I have a theory as to why the deadlock happens, and it has to do with divergent warps.
But first, I need to mention that I made a mistake with my previous example with atomicAdd(). While investigating, I discovered the reason it doesn’t lock up is that I had to change green to be not volatile, because atomicAdd() does not accept volatile arguments. And by making it not volatile, it totally messed up the functionality, so it would not actually protect the critical section at all. Oops!
Ok. Now for the lock-up problem.
Consider:
if (condition) {
a();
}
else {
b();
}
When branching, the processor has a choice between executing the true condition first, or the false condition first, or executing them both and time-slicing between the divergent branches. My thinking, based on the behavior is that it does not time slice between them, but instead executes them sequentially. When looking at the decuda output, it has “join” points which from the looks of it cause one branch to end, transferring control to the other branch so it can catch up.
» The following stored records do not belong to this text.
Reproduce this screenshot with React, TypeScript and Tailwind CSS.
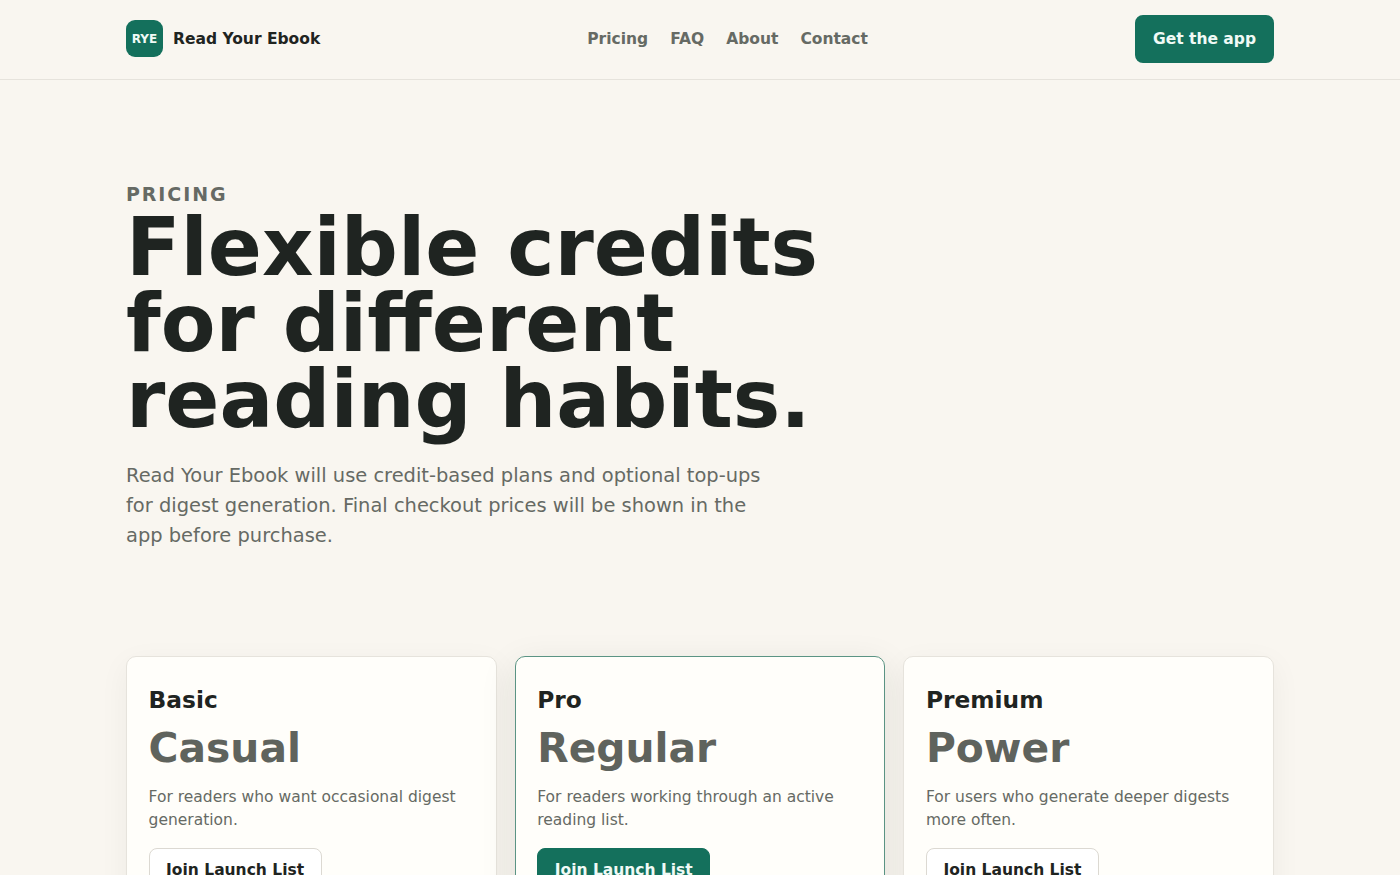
const plans = [
  { name: 'Basic', title: 'Casual', desc: 'For readers who want occasional digest generation.', featured: false },
  { name: 'Pro', title: 'Regular', desc: 'For readers working through an active reading list.', featured: true },
  { name: 'Premium', title: 'Power', desc: 'For users who generate deeper digests more often.', featured: false },
];

export default function App() {
  return (
    <div className="h-[875px] overflow-hidden bg-[#f9f6f0] text-[#1f2421] font-['DejaVu_Sans',sans-serif]">
      <header className="h-20 border-b border-[#e6e3dc]">
        <div className="mx-auto flex h-[78px] w-[1148px] items-center justify-between">
          <div className="flex items-center gap-2.5">
            <div className="mb-px flex h-[37px] w-[37px] items-center justify-center rounded-[9px] bg-[#14705c] text-xs font-bold text-[#f0faf6]">RYE</div>
            <span className="pt-px text-[15.5px] font-bold">Read Your Ebook</span>
          </div>
          <nav className="flex gap-[22px] pt-px text-[15.5px] font-semibold text-[#666a64]">
            <span>Pricing</span>
            <span>FAQ</span>
            <span>About</span>
            <span>Contact</span>
          </nav>
          <button className="h-12 rounded-lg bg-[#14705c] px-[18px] pt-px text-[15.5px] font-bold text-[#f0faf6]">Get the app</button>
        </div>
      </header>

      <main className="mx-auto w-[1148px]">
        <section className="pt-[102px]">
          <p className="text-[19px] leading-6 font-bold tracking-[0.1em] text-[#666a64]">PRICING</p>
          <h1 className="mt-[4px] max-w-[760px] text-[79.8px] leading-[76px] font-bold">Flexible credits for different reading habits.</h1>
          <p className="mt-[23px] max-w-[660px] text-[19.45px] leading-[30px] text-[#666a64]">
            Read Your Ebook will use credit-based plans and optional top-ups for digest generation. Final checkout prices will be shown in the app before purchase.
          </p>
        </section>

        <section className="mt-[105px] grid grid-cols-3 gap-[18px]">
          {plans.map(plan => (
            <div
              key={plan.name}
              className={`h-[300px] rounded-[10px] border bg-[#fffefa] p-[21.6px] ${plan.featured ? 'border-[#5b9484] shadow-[0_10px_36px_rgba(31,36,33,0.1)]' : 'border-[#e6e3dc] shadow-[0_8px_30px_rgba(31,36,33,0.05)]'}`}
            >
              <h2 className="text-[23.3px] leading-[42px] font-bold">{plan.name}</h2>
              <div className="text-[40.8px] leading-[54px] font-bold text-[#5f635d]">{plan.title}</div>
              <p className="mt-[11px] text-[15.5px] leading-[23px] text-[#666a64]">{plan.desc}</p>
              <button className={`mt-[16px] h-[46px] rounded-lg border px-[16.5px] text-[15.5px] font-bold ${plan.featured ? 'border-[#14705c] bg-[#14705c] text-[#f0faf6]' : 'border-[#dcd9d2] bg-white text-[#1f2421]'}`}>
                Join Launch List
              </button>
            </div>
          ))}
        </section>
      </main>
    </div>
  );
}
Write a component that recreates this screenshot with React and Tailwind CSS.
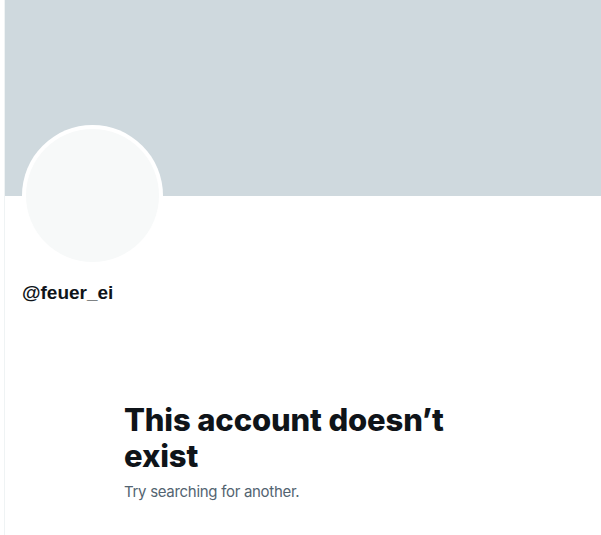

So for example, the assembly code looks like this:
-
calculate predicate for condition
-
predicated branch to TrueLabel (begin divergence)
-
do stuff for b()
-
goto JoinLabel
-
TrueLabel:
-
do stuff for a()
-
JoinLabel:
-
join
When calculating divergent code, the processor will go through steps 1, and 2, and will start computing 5, knowing that it has to come back to 3 for those threads for which the condition was false. It will go to steps 6, 7, and 8, and when it reaches the join, it backtracks to 3, then 4, then 8 again. Since all the threads have reached 8, execution is no longer divergent and processing continues.
But what if “do stuff for a()” is in an infinite loop waiting for “do stuff for b()”? It’s a deadlock type of situation!
Now consider this:
-
load “green” from global memory
-
calculate predicate for green != threadIdx.x
-
predicated branch to step 1
-
add 1 to value of green
-
store to “green” in global memory
-
join
My theory is that execution goes step 1, 2, 3, and then the “true” fork gets executed, and the “false” fork gets deferred until the true fork finishes (reaches the join). The true fork loops back to 1, and gets stuck in the loop 1, 2, 3 forever. It’s deadlocked waiting for the false fork, and the false fork is waiting for the true fork to reach a join.
Hypothesizing that the true fork gets executed first, I tried this, and it does not hang:
__device__ int volatile green=0;
__global__ void hangkernel(void){
int executed = 0;
while (!executed) {
if (green == threadIdx.x) {
//critical section
++green;
executed = 1;
}
}
}
The lesson to learn from this is that mutexes within a warp are very dangerous and can deadlock easily.
I always understood why multi-block barriers are hazardous, and now I understand why tmurray said that mutexes were dangerous too! It is certainly not a good idea to depend on the order of the divergence because it can change easily depending on how the compiler decides to implement the logic. It can lead to silent problems that lurk until mutual exclusion is needed, and then hangs the program with deadlock. Ouch.